=== Supplied material ===
[Start]
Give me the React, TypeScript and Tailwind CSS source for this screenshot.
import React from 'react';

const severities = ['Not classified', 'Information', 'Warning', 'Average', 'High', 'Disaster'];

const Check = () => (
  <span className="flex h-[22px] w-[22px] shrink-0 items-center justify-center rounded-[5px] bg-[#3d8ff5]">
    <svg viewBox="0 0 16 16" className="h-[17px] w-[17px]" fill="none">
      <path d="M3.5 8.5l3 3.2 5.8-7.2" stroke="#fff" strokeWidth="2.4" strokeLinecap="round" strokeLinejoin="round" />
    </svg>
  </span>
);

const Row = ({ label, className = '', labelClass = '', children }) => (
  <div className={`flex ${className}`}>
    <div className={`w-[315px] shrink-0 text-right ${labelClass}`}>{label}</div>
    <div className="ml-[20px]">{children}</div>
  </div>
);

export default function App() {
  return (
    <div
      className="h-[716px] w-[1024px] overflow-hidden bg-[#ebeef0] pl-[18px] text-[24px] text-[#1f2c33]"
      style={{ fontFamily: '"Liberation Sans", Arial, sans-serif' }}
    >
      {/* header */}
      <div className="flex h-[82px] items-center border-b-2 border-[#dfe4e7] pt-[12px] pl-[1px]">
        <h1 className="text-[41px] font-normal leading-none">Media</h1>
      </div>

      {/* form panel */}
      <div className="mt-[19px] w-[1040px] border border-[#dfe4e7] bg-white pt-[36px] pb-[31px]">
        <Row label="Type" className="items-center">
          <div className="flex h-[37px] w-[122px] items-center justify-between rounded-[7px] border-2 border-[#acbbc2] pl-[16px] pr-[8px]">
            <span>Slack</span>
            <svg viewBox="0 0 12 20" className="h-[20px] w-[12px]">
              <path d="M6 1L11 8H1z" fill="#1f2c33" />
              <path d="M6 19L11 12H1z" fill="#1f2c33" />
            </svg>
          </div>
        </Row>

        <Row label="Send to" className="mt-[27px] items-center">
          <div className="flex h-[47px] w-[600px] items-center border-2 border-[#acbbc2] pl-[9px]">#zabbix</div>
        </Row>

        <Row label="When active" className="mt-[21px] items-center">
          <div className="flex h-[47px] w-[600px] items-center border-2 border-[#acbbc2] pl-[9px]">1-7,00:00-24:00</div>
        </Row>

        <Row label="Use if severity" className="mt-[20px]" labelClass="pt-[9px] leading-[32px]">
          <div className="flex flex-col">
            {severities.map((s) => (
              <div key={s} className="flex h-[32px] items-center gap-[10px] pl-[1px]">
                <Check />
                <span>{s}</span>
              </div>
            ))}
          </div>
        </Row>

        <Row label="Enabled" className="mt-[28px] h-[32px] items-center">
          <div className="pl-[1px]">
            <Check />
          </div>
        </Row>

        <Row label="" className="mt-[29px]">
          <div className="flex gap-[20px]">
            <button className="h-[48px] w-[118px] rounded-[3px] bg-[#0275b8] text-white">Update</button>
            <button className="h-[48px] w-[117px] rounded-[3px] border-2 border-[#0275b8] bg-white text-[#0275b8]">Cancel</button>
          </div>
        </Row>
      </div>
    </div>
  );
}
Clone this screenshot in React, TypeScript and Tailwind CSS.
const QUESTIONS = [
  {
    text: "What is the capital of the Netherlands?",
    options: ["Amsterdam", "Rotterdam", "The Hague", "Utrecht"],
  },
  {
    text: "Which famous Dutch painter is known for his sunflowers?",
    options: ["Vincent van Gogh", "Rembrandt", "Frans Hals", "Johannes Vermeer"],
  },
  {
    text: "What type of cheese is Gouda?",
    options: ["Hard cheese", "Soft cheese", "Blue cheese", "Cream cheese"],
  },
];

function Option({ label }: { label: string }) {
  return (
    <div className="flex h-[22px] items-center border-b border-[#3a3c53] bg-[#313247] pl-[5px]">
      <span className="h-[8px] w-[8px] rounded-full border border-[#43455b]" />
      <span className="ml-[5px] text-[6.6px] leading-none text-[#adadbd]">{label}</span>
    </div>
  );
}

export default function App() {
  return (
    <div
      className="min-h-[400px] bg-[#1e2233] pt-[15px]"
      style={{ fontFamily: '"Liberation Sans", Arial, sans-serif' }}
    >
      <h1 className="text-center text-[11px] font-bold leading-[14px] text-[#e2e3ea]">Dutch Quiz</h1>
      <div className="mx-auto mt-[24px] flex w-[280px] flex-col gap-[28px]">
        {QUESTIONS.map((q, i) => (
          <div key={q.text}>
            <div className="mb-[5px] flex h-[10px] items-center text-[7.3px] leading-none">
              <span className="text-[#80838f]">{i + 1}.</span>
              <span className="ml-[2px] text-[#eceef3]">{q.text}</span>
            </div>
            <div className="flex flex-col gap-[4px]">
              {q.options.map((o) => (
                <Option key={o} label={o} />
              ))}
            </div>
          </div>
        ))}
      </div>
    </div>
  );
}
[End]
[Start]
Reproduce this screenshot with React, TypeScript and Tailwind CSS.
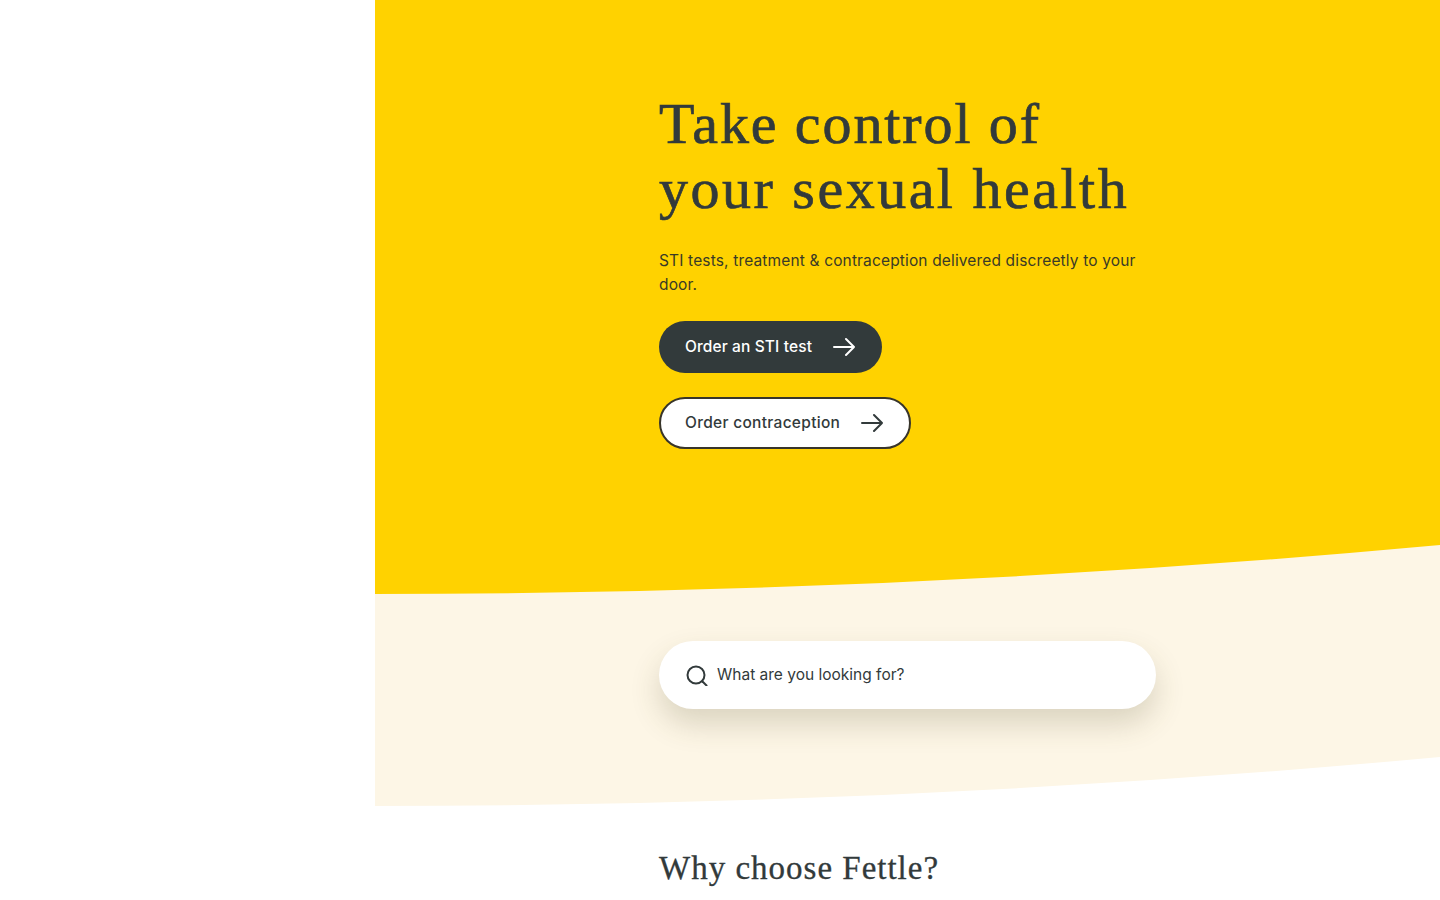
[End]
[Start]
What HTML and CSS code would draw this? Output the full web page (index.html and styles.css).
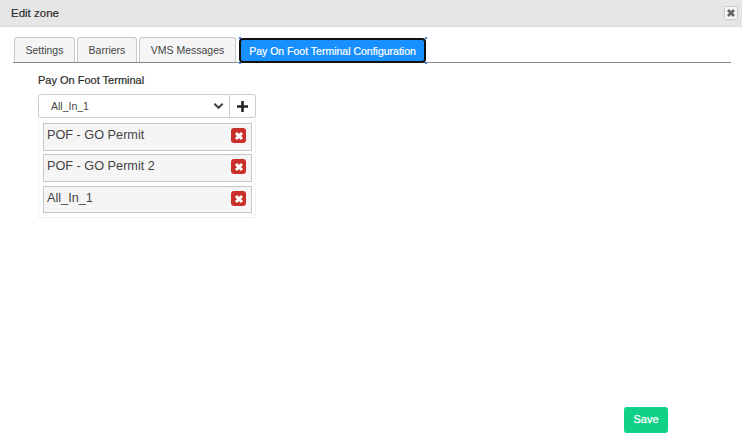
[End]
=== Task details ===
Output, from the data above, the lines from the line with "Give me the" to the line with "const severities = ['Not" exactly as they stand, both ends included and nothing else.

=== Output of the exercise ===
Give me the React, TypeScript and Tailwind CSS source for this screenshot.
import React from 'react';

const severities = ['Not classified', 'Information', 'Warning', 'Average', 'High', 'Disaster'];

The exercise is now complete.